Kung Fu was my favorite TV show of the 1970s. It was the talk of the schoolyard whenever a new episode aired. In those days the mere phrase "kung fu" was such a novelty that some of us took the name of the show to be another name for the main character. I remember kids telling one another, "Did you see when Kung Fu kicked that man, and he flew through the air..." and so forth. "Grasshopper" was a popular term of mockery, a label for an inferior like "Toby" briefly was a few years later. The theme music was one of those tunes that clearly had the name of the show built into it. That challenged our creativity. Here were some schoolyard lyrics:
I will do kung fu on youuu...
And on your mother, too...
I will do kuh-ung fu!
It was the first dramatic series I can recall following on a regular basis, and its obvious advantage in my young eyes was that it had nothing to do with boring lawyers or doctors or anything like ordinary life. I wax nostalgic for the Seventies now, but while I lived through the decade the everyday details bored me. Then as now, I guess, I was attracted by things that spoke of the past. I was aware of the few westerns that remained at that point, like Gunsmoke, but that show bored me, too. Martial arts were much more exciting than gunfights.
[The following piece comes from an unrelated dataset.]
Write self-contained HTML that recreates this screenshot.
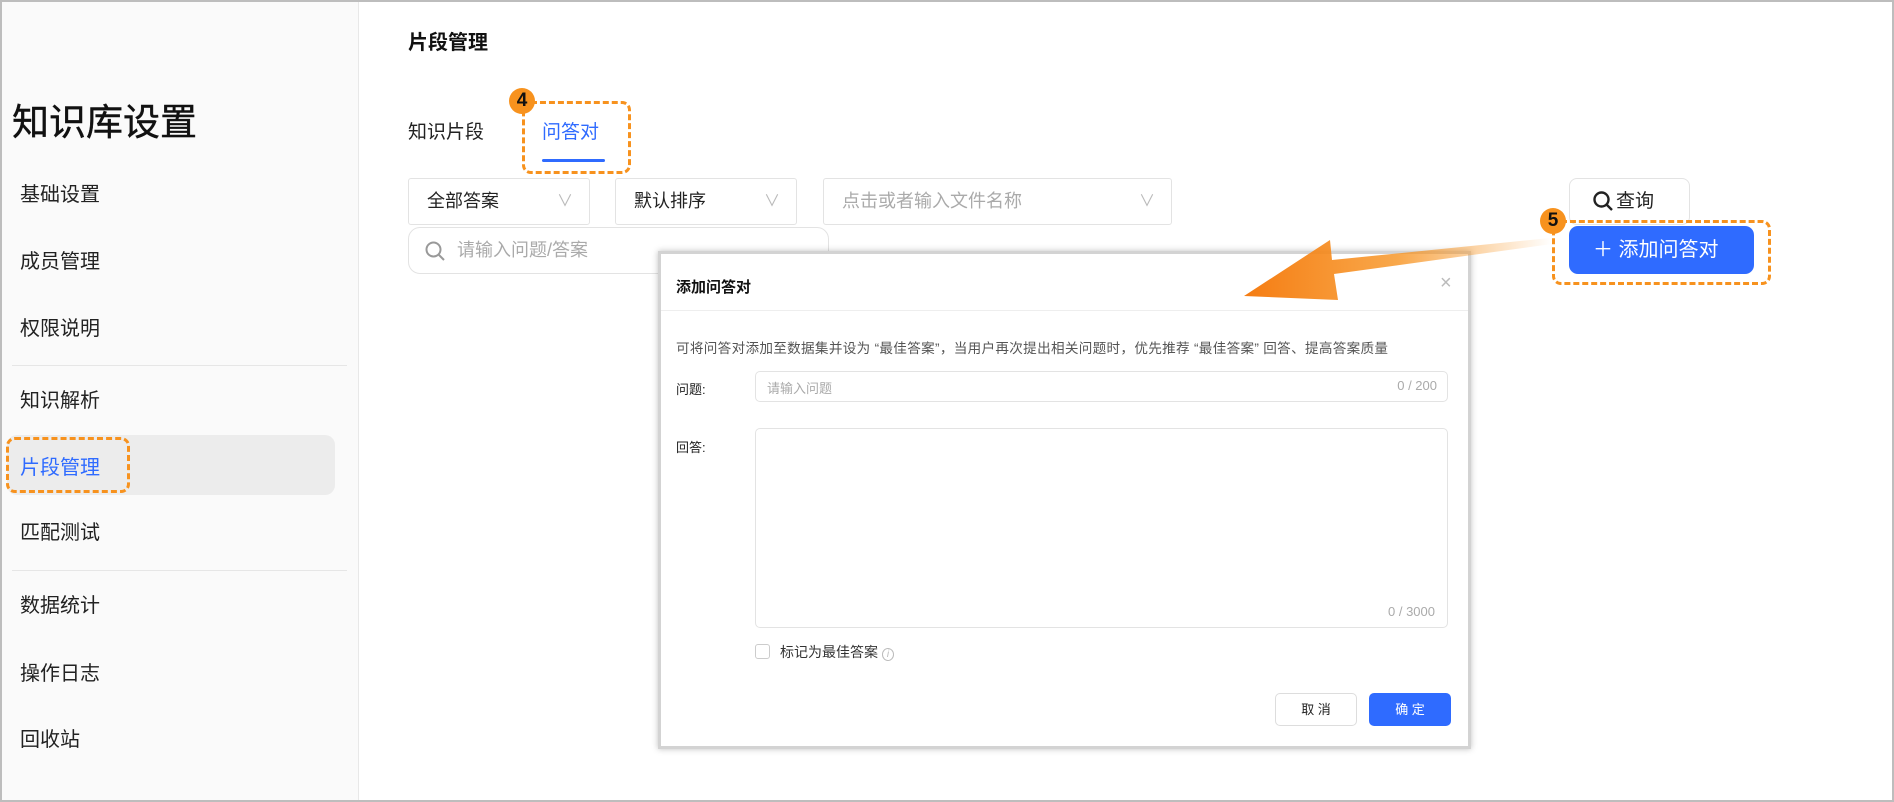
<!DOCTYPE html>
<html><head><meta charset="utf-8"><style>
*{box-sizing:border-box;margin:0;padding:0}
body{width:1894px;height:802px;position:relative;overflow:hidden;background:#fff;font-family:"Liberation Sans","Noto Sans CJK SC",sans-serif;color:#222}
.frame{position:absolute;left:0;top:0;width:1894px;height:802px;border:2px solid #bdbdbd}
.side{position:absolute;left:2px;top:2px;width:357px;height:798px;background:#fafafa;border-right:1px solid #e8e8e8}
.abs{position:absolute;white-space:nowrap}
.mi{position:absolute;left:18px;font-size:20px;color:#222}
.div{position:absolute;left:10px;width:335px;height:1px;background:#e6e6e6}
.dash{position:absolute;border:3px dashed #f7921e;border-radius:9px}
.badge{position:absolute;width:26px;height:26px;border-radius:50%;background:#f7921e;color:#111;font-weight:bold;font-size:19px;text-align:center;line-height:26px}
.sel{position:absolute;height:47px;border:1px solid #e3e3e3;border-radius:3px;font-size:18px;padding-left:18px;line-height:45px;color:#222}
.sel .ch{position:absolute;right:16px;top:0;color:#bbb;font-size:16px}
.modal{position:absolute;left:658px;top:251px;width:813px;height:498px;background:#fff;border:3px solid #d3d3d3;box-shadow:0 0 6px rgba(0,0,0,.25)}
.inp{position:absolute;border:1px solid #e3e3e3;border-radius:5px}
</style></head><body>
<div class="side">
<div class="abs" style="left:10px;top:90px;font-size:37px;color:#111;-webkit-text-stroke:0.4px #111">知识库设置</div>
<div class="mi" style="top:176px">基础设置</div>
<div class="mi" style="top:243px">成员管理</div>
<div class="mi" style="top:310px">权限说明</div>
<div class="div" style="top:363px"></div>
<div class="mi" style="top:382px">知识解析</div>
<div style="position:absolute;left:5px;top:433px;width:328px;height:60px;background:#ececec;border-radius:10px"></div>
<div class="mi" style="top:449px;color:#2f6bff">片段管理</div>
<div class="mi" style="top:514px">匹配测试</div>
<div class="div" style="top:568px"></div>
<div class="mi" style="top:587px">数据统计</div>
<div class="mi" style="top:655px">操作日志</div>
<div class="mi" style="top:721px">回收站</div>
</div>
<div class="dash" style="left:6px;top:437px;width:124px;height:56px"></div>

<div class="abs" style="left:408px;top:26px;font-size:20px;font-weight:bold;color:#111">片段管理</div>
<div class="abs" style="left:408px;top:117px;font-size:19px">知识片段</div>
<div class="abs" style="left:542px;top:117px;font-size:19px;color:#2f6bff">问答对</div>
<div style="position:absolute;left:542px;top:159px;width:63px;height:3px;background:#2f6bff;border-radius:2px"></div>
<div class="dash" style="left:522px;top:101px;width:109px;height:73px"></div>
<div class="badge" style="left:509px;top:88px">4</div>

<div class="sel" style="left:408px;top:178px;width:182px">全部答案<span class="ch">∨</span></div>
<div class="sel" style="left:615px;top:178px;width:182px">默认排序<span class="ch">∨</span></div>
<div class="sel" style="left:823px;top:178px;width:349px;color:#aaa">点击或者输入文件名称<span class="ch">∨</span></div>
<div class="sel" style="left:408px;top:227px;width:421px;border-radius:12px;color:#aaa;padding-left:48px">请输入问题/答案</div>
<svg class="abs" style="left:424px;top:240px" width="22" height="22" viewBox="0 0 22 22"><circle cx="9.5" cy="9.5" r="7" fill="none" stroke="#999" stroke-width="2"/><path d="M15 15l5 5" stroke="#999" stroke-width="2"/></svg>

<div class="sel" style="left:1569px;top:178px;width:121px;border-radius:8px;padding-left:46px;font-size:19px">查询</div>
<svg class="abs" style="left:1592px;top:190px" width="22" height="22" viewBox="0 0 22 22"><circle cx="9.5" cy="9.5" r="7" fill="none" stroke="#222" stroke-width="2.4"/><path d="M15 15l5 5" stroke="#222" stroke-width="2.4"/></svg>
<div class="abs" style="left:1569px;top:226px;width:185px;height:48px;background:#2f6bff;border-radius:9px;color:#fff;font-size:20px;line-height:48px;padding-left:24px">＋ 添加问答对</div>
<div class="dash" style="left:1552px;top:220px;width:219px;height:65px"></div>
<div class="badge" style="left:1540px;top:208px">5</div>

<div class="modal">
<div class="abs" style="left:15px;top:22px;font-size:15px;font-weight:bold;color:#111">添加问答对</div>
<div class="abs" style="left:779px;top:18px;font-size:20px;color:#bbb">×</div>
<div style="position:absolute;left:0;top:56px;width:807px;height:1px;background:#eee"></div>
<div class="abs" style="left:15px;top:83px;font-size:13.6px;color:#555;letter-spacing:0.3px">可将问答对添加至数据集并设为 “最佳答案”，当用户再次提出相关问题时，优先推荐 “最佳答案” 回答、提高答案质量</div>
<div class="abs" style="left:15px;top:125px;font-size:13px">问题:</div>
<div class="inp" style="left:94px;top:117px;width:693px;height:31px"><span class="abs" style="left:11px;top:6px;font-size:13px;color:#aaa">请输入问题</span><span class="abs" style="right:10px;top:6px;font-size:13px;color:#aaa">0 / 200</span></div>
<div class="abs" style="left:15px;top:183px;font-size:13px">回答:</div>
<div class="inp" style="left:94px;top:174px;width:693px;height:200px"><span class="abs" style="right:12px;bottom:8px;font-size:13px;color:#aaa">0 / 3000</span></div>
<div style="position:absolute;left:94px;top:390px;width:15px;height:15px;border:1px solid #ccc;border-radius:3px"></div>
<div class="abs" style="left:119px;top:388px;font-size:14px;color:#333">标记为最佳答案 <span style="color:#bbb;border:1px solid #bbb;border-radius:50%;font-size:10px;padding:0 4px;font-style:italic">i</span></div>
<div class="abs" style="left:614px;top:439px;width:82px;height:33px;border:1px solid #ddd;border-radius:5px;font-size:13px;text-align:center;line-height:31px">取 消</div>
<div class="abs" style="left:708px;top:439px;width:82px;height:33px;background:#2f6bff;border-radius:5px;font-size:13px;color:#fff;text-align:center;line-height:33px">确 定</div>
</div>

<svg class="abs" style="left:1230px;top:230px" width="330" height="80" viewBox="0 0 330 80">
<defs><linearGradient id="g" x1="1" y1="0" x2="0" y2="0"><stop offset="0" stop-color="#f7921e" stop-opacity="0"/><stop offset="0.5" stop-color="#f7921e" stop-opacity="0.8"/><stop offset="1" stop-color="#f57c12"/></linearGradient></defs>
<path d="M322 14 L104 44 L108 70 L14 66 L100 10 L102 30 L320 8 Z" fill="url(#g)"/>
</svg>
<div class="frame"></div>
</body></html>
There was something about hand-to-hand combat that captivated me, which probably explains why I fell under the spell of professional wrestling around the same time.
By default, I suppose, David Carradine was my favorite actor of the time. Since my family didn't go to the movies much, I didn't see much of Carradine after the show ended, but I recall rooting for him to win the Best Actor Oscar for Bound for Glory, a film I hadn't seen. It soon became difficult to follow his movie career once he became as profligate a performer as his father was. There was one towering milestone in that era, as far as I was concerned, and that was his showdown with Chuck Norris in Lone Wolf McQuade: pure B-movie Armageddon set to staggeringly epic music by Francesco De Masi.
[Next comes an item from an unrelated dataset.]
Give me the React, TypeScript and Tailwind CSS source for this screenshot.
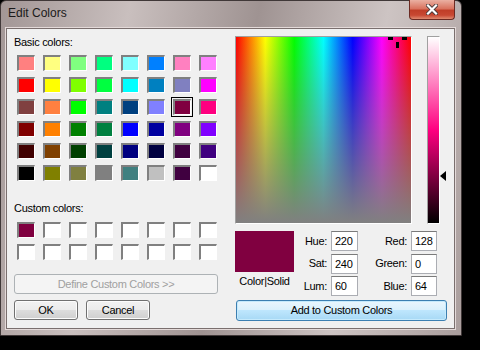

I remember the publicity stating that Carradine had stipulated that, though he as the villain must lose and pay the ultimate penalty, he would not allow his character to be killed by Chuck Norris by means of kung fu. I guess he felt he still had an image to maintain. But it could only be downhill from there. Norris had established his dominance, so he got to do the second-string MIA rescue movie while Carradine was stuck with the third-string project, P.O.W. The Escape. When opportunity or necessity knocked, he reverted to his Kung Fu persona. The last two decades of his career are a blizzard of obscurities, and his coin had grown so debased that Tarantino could not polish it enough to attract serious buyers. Look at what he'd done since the Kill Bill movies (where he was only a second choice, anyway) and it's a long litany of "Huh?" My exploitation instincts suggest that there is a trove of trash here begging for discovery, with known cult items like Sonny Boy serving as tips of the iceberg, but just as in his dad's case, or like Cameron Mitchell, you can't help but see that Carradine had been given a chance to really make good and had blown it, and probably for reasons that had not so much to do with his talent, either. When such men stumble across the exploitation screen it adds a note of tragi- to the general comedy of most such ventures. Sometimes that lends an emotional resonance to those films that tell themselves as stories apart from the stories they attempt to tell. Carradine worked long enough to leave an epic of declines and falls behind. I don't know if there are many like him left with similar stories, or if there'll be any more before long. I don't exactly feel sad tonight, but I do feel a little older than I should.
Before I logged on tonight I watched JCVD, which I'll review this weekend. The movie actually name checks Carradine at one point, and I was also reminded of him a little during Van Damme's fourth-wall breaking soliloquy. I could imagine Carradine having the same thoughts at some point.
It was really tough. I saw people worse off than me. I went from poor to rich and thought, why aren't we all like me? Why all the privileges? I'm just a regular guy. It makes me sick to see people who don't have what I've got, knowing that they have qualities, too. much more than I do! It's not my fault if I was cut out to be a star. I asked for it. I asked for it and really believed in it. When you're thirteen, you believe in your dream. Well, it came true for me. But I still ask myself today what I've done on this earth. Nothing! I've done nothing!...It's hard for me to judge people, and it's hard for them not to judge me.